> Given instruction
Keep every line where the word "styles" appears; drop the rest.

> Given entries
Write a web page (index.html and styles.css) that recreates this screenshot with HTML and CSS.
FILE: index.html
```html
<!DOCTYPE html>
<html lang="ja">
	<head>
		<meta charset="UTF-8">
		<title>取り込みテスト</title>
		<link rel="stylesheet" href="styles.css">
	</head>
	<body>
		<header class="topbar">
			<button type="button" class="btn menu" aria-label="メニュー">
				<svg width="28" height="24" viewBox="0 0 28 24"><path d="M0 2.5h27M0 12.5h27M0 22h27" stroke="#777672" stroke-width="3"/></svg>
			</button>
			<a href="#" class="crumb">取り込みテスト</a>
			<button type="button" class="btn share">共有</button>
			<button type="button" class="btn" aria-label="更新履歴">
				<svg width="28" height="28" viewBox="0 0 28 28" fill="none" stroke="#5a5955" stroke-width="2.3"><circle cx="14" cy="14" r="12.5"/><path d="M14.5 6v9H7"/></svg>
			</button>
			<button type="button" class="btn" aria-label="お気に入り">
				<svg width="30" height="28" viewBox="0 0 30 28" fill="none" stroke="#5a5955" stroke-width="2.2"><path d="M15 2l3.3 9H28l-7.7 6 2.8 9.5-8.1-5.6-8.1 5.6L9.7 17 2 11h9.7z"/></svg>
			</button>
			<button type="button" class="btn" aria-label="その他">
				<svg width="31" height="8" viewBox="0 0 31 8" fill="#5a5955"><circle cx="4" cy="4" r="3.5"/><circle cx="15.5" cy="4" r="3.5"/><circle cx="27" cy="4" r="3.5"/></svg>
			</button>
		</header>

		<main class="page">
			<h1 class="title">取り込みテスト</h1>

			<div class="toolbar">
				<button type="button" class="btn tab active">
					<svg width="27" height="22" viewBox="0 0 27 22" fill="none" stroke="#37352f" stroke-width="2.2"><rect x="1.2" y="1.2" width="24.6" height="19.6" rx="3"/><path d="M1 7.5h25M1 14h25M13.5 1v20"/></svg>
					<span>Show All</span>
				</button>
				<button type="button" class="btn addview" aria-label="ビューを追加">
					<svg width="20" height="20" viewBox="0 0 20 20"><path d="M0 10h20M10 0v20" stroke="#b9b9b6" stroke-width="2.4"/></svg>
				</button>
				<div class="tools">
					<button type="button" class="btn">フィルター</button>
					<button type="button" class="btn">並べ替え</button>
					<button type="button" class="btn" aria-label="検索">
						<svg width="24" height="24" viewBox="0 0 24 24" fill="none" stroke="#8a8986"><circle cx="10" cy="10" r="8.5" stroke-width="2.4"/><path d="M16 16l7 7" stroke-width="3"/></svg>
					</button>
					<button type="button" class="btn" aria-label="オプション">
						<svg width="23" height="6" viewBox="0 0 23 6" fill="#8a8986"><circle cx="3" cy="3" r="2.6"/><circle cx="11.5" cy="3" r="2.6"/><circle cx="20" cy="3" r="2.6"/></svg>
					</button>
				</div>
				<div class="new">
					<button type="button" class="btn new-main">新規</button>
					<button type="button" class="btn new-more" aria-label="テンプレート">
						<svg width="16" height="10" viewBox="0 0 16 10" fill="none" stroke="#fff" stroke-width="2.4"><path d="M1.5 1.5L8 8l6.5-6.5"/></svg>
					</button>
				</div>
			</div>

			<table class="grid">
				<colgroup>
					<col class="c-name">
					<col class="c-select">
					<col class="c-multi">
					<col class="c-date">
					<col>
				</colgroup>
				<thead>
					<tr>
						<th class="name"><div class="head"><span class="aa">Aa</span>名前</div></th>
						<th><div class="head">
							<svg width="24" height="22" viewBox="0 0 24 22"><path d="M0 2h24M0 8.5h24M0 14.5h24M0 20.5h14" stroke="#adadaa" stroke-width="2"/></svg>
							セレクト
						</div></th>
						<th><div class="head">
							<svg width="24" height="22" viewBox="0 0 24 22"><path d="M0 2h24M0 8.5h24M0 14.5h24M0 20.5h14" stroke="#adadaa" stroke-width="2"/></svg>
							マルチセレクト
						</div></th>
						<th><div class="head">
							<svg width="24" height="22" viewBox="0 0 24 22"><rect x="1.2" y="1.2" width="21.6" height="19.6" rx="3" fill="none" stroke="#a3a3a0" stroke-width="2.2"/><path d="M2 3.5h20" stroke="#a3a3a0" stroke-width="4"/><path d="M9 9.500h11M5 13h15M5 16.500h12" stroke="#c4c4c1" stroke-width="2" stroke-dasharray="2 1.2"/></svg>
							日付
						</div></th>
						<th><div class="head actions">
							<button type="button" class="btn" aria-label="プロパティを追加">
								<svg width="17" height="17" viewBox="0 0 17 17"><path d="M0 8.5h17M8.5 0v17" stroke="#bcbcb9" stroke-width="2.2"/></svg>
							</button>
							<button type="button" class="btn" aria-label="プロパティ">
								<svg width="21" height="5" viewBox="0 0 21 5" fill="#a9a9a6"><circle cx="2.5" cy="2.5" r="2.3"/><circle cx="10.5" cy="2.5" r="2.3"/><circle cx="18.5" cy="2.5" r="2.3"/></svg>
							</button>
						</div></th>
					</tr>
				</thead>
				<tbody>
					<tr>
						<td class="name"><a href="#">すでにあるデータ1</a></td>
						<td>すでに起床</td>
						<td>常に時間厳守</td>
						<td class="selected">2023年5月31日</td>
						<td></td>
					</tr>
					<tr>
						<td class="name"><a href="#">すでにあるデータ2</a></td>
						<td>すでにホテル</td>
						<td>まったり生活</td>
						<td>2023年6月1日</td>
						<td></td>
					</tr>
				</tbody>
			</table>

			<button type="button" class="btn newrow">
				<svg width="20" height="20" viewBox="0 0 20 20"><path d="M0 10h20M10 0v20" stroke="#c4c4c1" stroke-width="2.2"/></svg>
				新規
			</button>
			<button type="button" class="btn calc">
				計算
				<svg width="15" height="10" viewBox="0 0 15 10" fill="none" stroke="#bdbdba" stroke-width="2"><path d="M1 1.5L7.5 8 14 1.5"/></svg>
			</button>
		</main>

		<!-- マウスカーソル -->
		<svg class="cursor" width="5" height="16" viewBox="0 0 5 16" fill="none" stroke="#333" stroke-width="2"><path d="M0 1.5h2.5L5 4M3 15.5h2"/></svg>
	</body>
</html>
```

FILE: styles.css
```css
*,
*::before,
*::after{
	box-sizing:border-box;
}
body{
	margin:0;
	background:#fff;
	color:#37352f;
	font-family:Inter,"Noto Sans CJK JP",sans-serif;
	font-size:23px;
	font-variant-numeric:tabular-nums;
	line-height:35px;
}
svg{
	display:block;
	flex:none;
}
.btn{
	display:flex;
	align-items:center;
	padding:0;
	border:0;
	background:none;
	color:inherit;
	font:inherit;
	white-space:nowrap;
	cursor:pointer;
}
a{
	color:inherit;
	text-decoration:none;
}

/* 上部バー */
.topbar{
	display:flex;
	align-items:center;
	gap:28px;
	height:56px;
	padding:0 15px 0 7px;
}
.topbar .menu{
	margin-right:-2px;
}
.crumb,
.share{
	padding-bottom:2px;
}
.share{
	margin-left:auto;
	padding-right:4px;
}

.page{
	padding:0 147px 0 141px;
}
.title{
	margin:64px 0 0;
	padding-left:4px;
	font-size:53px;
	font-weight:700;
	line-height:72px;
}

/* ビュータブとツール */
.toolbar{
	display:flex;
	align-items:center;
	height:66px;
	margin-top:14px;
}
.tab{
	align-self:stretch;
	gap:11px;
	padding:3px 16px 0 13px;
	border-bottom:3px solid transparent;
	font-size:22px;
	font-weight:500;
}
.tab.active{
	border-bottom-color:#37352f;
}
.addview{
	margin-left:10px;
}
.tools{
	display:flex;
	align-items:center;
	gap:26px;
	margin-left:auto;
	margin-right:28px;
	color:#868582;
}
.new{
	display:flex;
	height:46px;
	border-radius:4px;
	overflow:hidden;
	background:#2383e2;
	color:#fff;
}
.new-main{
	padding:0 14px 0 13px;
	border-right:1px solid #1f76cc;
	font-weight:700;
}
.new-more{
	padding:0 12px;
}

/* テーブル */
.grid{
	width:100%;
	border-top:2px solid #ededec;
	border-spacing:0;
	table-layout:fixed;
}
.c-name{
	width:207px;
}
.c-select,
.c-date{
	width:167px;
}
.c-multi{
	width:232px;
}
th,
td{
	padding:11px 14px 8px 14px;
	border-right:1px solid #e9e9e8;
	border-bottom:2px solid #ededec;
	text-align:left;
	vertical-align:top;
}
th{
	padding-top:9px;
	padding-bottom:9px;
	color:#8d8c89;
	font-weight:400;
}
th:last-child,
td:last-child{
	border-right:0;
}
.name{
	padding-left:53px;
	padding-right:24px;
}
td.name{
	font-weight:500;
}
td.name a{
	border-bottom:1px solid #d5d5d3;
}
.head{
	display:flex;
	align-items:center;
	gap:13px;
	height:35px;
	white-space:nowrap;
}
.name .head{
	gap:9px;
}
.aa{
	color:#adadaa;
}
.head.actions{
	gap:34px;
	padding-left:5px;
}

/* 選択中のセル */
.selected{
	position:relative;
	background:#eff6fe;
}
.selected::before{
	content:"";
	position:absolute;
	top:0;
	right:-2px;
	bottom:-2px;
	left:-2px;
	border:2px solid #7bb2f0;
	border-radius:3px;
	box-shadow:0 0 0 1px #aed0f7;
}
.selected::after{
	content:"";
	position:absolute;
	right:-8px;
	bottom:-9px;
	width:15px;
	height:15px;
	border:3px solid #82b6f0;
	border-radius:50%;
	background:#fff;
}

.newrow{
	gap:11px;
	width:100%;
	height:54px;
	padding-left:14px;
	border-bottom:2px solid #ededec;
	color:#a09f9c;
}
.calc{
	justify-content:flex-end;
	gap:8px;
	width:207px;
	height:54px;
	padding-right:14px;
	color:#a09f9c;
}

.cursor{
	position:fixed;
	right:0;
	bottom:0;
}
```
---
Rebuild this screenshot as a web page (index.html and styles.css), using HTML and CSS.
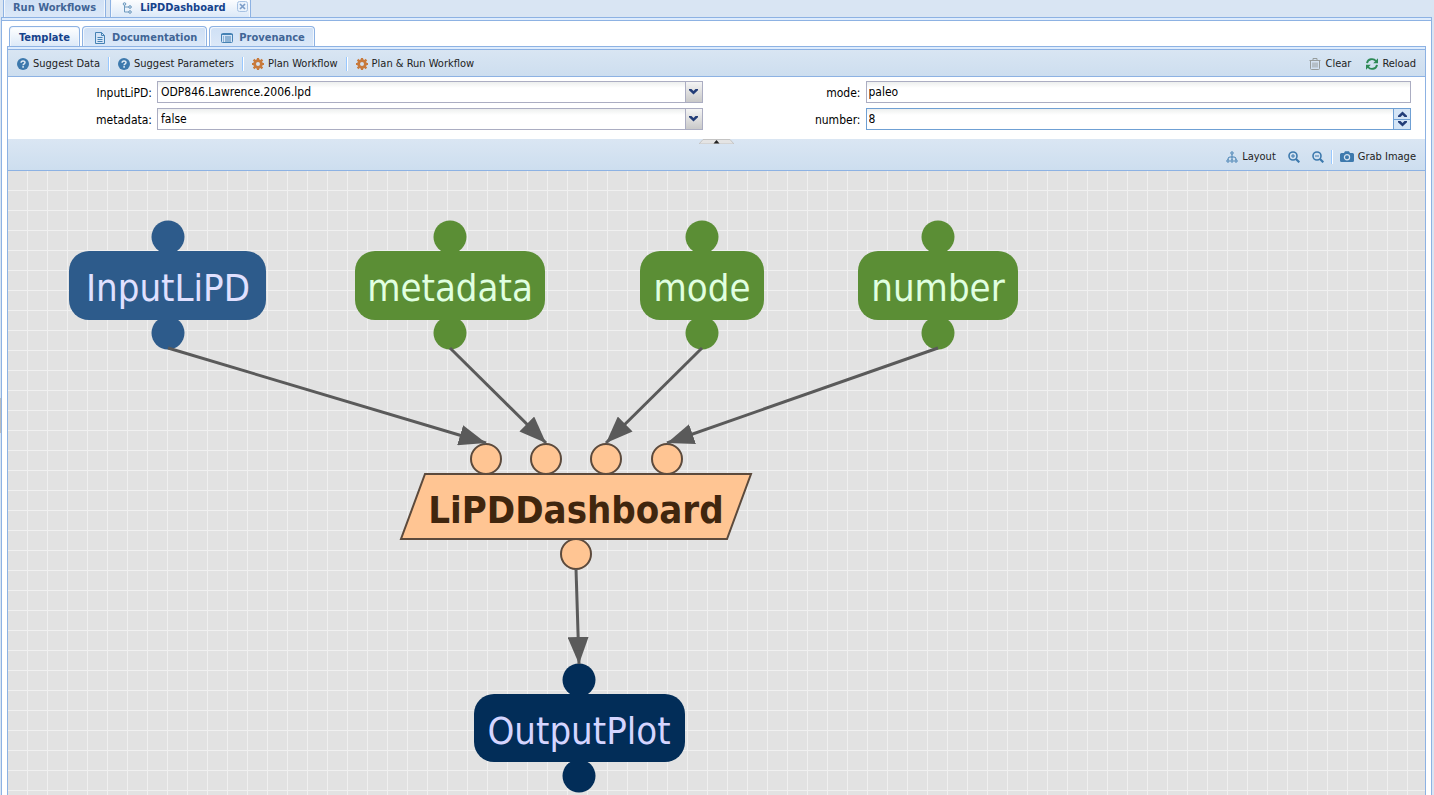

> Correct result
Write a web page (index.html and styles.css) that recreates this screenshot with HTML and CSS.
		<link rel="stylesheet" href="styles.css">
FILE: styles.css
Rebuild this screenshot as a web page (index.html and styles.css), using HTML and CSS.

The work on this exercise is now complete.